Руководство страны, выдвинув несколько утопический призыв создания национальной идеи, вскоре этот призыв забыло и направило свои силы на борьбу с терроризмом, так что теперь уже стало казаться, что все, что не про терроризм, то против борьбы с ним и вскоре будет запрещено.
Тем не менее, для решения множества задач необходимо продолжение усилий по выработке конкретных представлений и судьбе разных слагаемых национальной идеологии – от строительства чистых общественных туалетов, до судьбы городов и регионов с их уникальными возможностями и предрасположенностями.
Именно эта индивидуация судеб слагаемых государства и культуры должна прийти на смену бюрократическим разнарядкам, «нормам и правилам» Угрюм-Бурчеевых социалистического градостроительства.

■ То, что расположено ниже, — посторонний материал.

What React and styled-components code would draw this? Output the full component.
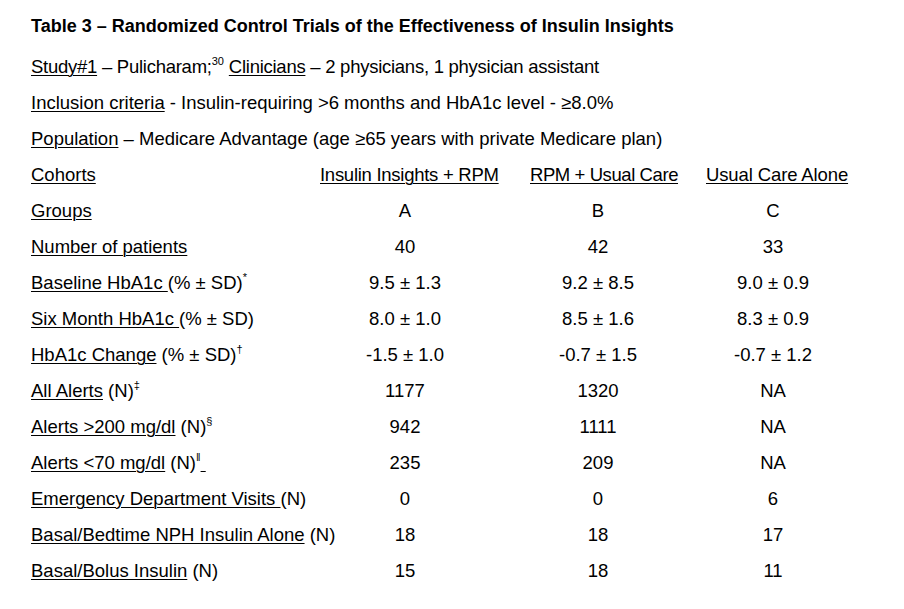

Мероприятия, сопряженные с празднованием 300-летия Санкт-Петербурга вслед за аналогичными мероприятиями по подготовке к 850-летию Москвы остаются в сфере ремонтно-строительных работ и частных реставрационных проектов. Конечно, они дают известный импульс к осмыслению задач развития городов и их судьбы, но обременены такой неимоверной спешкой, отягощены столь алчной коррупцией и неразберихой «мероприятия», что трудно ожидать от них спокойной и напряженной творческой работы в построении проектно-мифологических гипотез. Тем не менее, живя не на облаке, а на земле, мы можем использовать этот импульс для того, чтобы  заботы об этой судьбе не погрязали в мелочах и борьбе ведомственных и финансовых интересов, а возвращались к тому горизонту умозрения в образах, к которому и зовет нас немеркнущий образ Санкт-Петербурга.